Transcribe the entries that follow exactly as they appear, minus pictures.

(Interface markup and scripts)
● ● ● ● ●

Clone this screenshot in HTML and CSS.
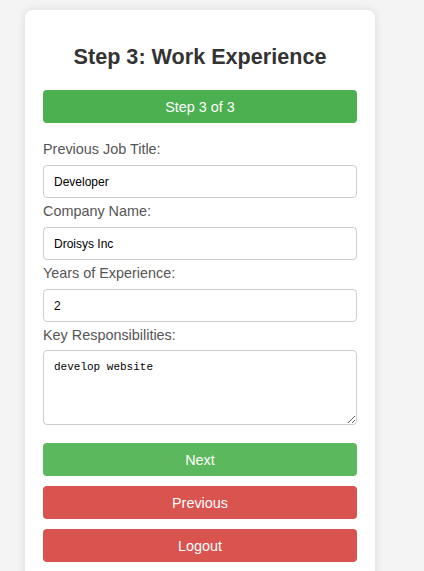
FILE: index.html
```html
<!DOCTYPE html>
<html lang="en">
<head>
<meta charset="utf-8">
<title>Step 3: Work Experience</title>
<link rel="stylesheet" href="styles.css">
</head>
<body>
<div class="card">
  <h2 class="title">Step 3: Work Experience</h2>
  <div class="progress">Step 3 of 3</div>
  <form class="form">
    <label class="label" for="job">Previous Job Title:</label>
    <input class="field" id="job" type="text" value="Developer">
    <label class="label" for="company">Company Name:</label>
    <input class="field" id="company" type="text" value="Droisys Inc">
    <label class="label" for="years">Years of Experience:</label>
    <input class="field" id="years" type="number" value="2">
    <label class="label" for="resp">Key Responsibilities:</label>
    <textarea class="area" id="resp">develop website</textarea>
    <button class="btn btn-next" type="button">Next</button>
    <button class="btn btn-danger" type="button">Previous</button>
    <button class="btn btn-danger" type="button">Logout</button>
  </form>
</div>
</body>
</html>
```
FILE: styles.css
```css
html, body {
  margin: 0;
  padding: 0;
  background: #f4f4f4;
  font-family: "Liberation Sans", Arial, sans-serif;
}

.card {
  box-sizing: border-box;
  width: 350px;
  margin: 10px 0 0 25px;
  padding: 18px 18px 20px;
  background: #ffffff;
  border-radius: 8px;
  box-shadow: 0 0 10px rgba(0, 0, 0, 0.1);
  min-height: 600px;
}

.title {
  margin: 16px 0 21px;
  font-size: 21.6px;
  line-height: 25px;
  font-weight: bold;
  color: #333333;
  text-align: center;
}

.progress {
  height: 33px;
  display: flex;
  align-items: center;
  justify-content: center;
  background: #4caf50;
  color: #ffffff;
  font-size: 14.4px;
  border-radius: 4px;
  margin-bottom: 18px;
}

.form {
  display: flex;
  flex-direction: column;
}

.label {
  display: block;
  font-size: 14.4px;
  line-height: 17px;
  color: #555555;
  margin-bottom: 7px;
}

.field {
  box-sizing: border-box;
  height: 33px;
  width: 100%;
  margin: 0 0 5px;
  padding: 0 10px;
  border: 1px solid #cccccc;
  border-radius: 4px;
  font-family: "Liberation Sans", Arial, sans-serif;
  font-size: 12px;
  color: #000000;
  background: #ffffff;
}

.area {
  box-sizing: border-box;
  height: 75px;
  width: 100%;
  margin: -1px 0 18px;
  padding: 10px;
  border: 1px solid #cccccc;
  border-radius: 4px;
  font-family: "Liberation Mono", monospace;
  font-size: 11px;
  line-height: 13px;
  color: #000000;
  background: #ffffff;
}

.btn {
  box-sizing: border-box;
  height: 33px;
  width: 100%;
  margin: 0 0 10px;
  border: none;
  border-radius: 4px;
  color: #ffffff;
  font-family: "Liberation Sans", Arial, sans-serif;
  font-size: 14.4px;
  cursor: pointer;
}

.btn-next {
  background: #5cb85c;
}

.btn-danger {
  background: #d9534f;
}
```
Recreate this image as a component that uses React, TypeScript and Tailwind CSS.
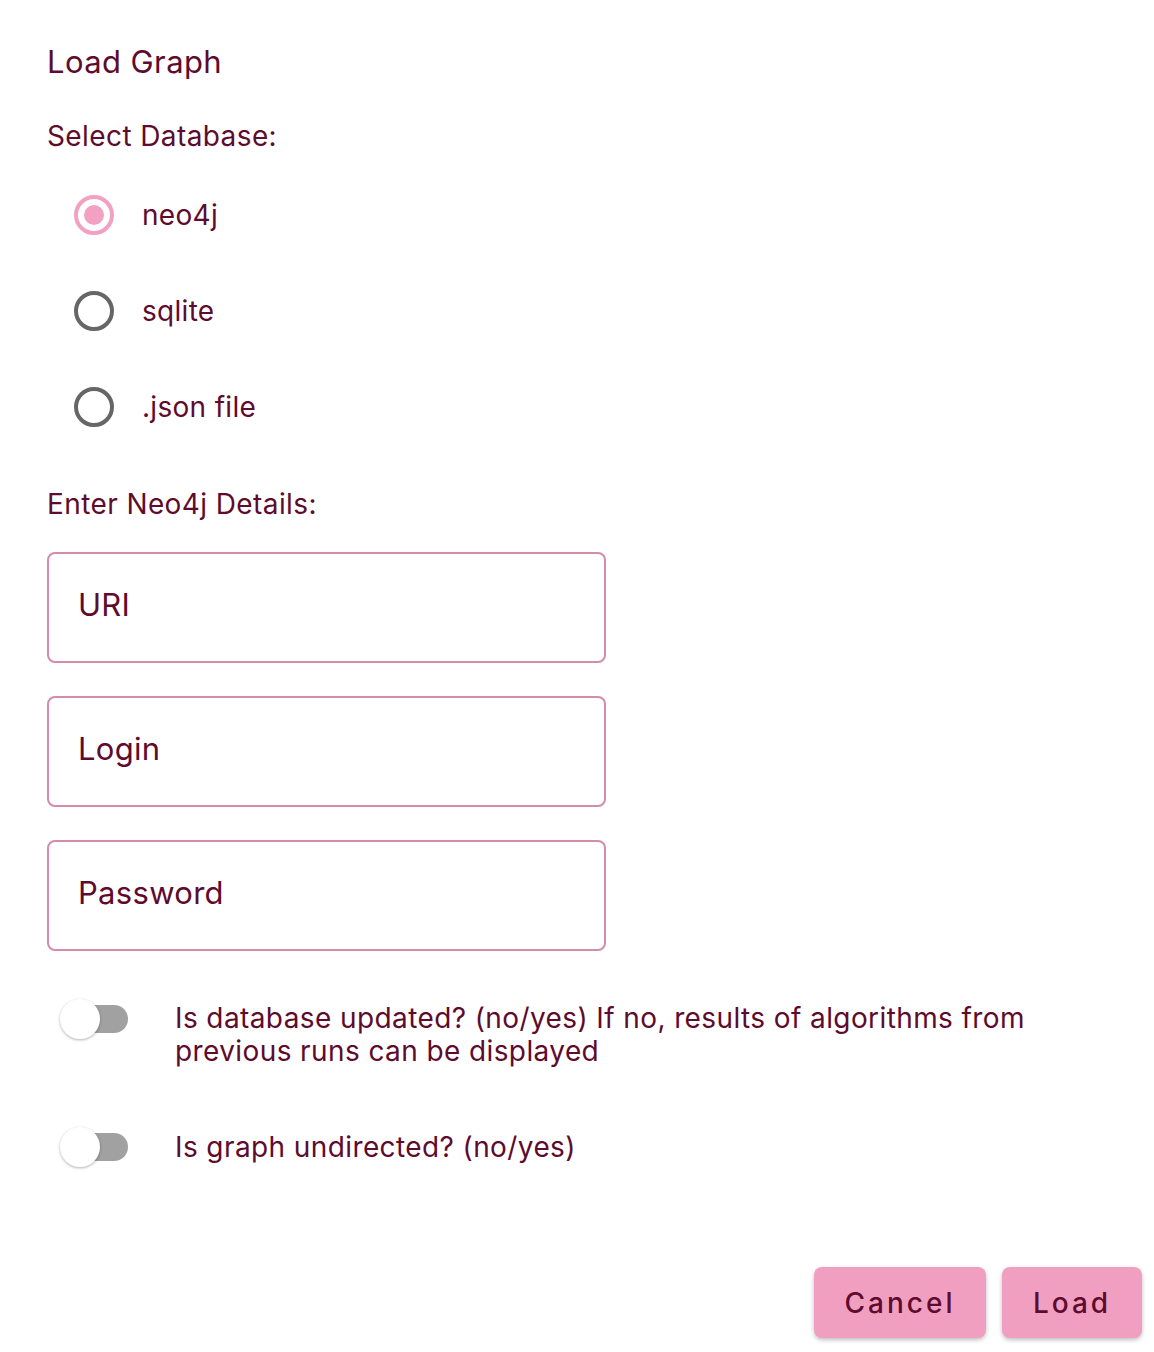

● ● ● ● ●

CORRECT RESPONSE
Clone this screenshot in HTML and CSS.
FILE: index.html
```html
<!DOCTYPE html>
<html lang="en">
<head>
<meta charset="utf-8">
<title>Step 3: Work Experience</title>
<link rel="stylesheet" href="styles.css">
</head>
<body>
<div class="card">
  <h2 class="title">Step 3: Work Experience</h2>
  <div class="progress">Step 3 of 3</div>
  <form class="form">
    <label class="label" for="job">Previous Job Title:</label>
    <input class="field" id="job" type="text" value="Developer">
    <label class="label" for="company">Company Name:</label>
    <input class="field" id="company" type="text" value="Droisys Inc">
    <label class="label" for="years">Years of Experience:</label>
    <input class="field" id="years" type="number" value="2">
    <label class="label" for="resp">Key Responsibilities:</label>
    <textarea class="area" id="resp">develop website</textarea>
    <button class="btn btn-next" type="button">Next</button>
    <button class="btn btn-danger" type="button">Previous</button>
    <button class="btn btn-danger" type="button">Logout</button>
  </form>
</div>
</body>
</html>
```
FILE: styles.css
```css
html, body {
  margin: 0;
  padding: 0;
  background: #f4f4f4;
  font-family: "Liberation Sans", Arial, sans-serif;
}

.card {
  box-sizing: border-box;
  width: 350px;
  margin: 10px 0 0 25px;
  padding: 18px 18px 20px;
  background: #ffffff;
  border-radius: 8px;
  box-shadow: 0 0 10px rgba(0, 0, 0, 0.1);
  min-height: 600px;
}

.title {
  margin: 16px 0 21px;
  font-size: 21.6px;
  line-height: 25px;
  font-weight: bold;
  color: #333333;
  text-align: center;
}

.progress {
  height: 33px;
  display: flex;
  align-items: center;
  justify-content: center;
  background: #4caf50;
  color: #ffffff;
  font-size: 14.4px;
  border-radius: 4px;
  margin-bottom: 18px;
}

.form {
  display: flex;
  flex-direction: column;
}

.label {
  display: block;
  font-size: 14.4px;
  line-height: 17px;
  color: #555555;
  margin-bottom: 7px;
}

.field {
  box-sizing: border-box;
  height: 33px;
  width: 100%;
  margin: 0 0 5px;
  padding: 0 10px;
  border: 1px solid #cccccc;
  border-radius: 4px;
  font-family: "Liberation Sans", Arial, sans-serif;
  font-size: 12px;
  color: #000000;
  background: #ffffff;
}

.area {
  box-sizing: border-box;
  height: 75px;
  width: 100%;
  margin: -1px 0 18px;
  padding: 10px;
  border: 1px solid #cccccc;
  border-radius: 4px;
  font-family: "Liberation Mono", monospace;
  font-size: 11px;
  line-height: 13px;
  color: #000000;
  background: #ffffff;
}

.btn {
  box-sizing: border-box;
  height: 33px;
  width: 100%;
  margin: 0 0 10px;
  border: none;
  border-radius: 4px;
  color: #ffffff;
  font-family: "Liberation Sans", Arial, sans-serif;
  font-size: 14.4px;
  cursor: pointer;
}

.btn-next {
  background: #5cb85c;
}

.btn-danger {
  background: #d9534f;
}
```
Recreate this image as a component that uses React, TypeScript and Tailwind CSS.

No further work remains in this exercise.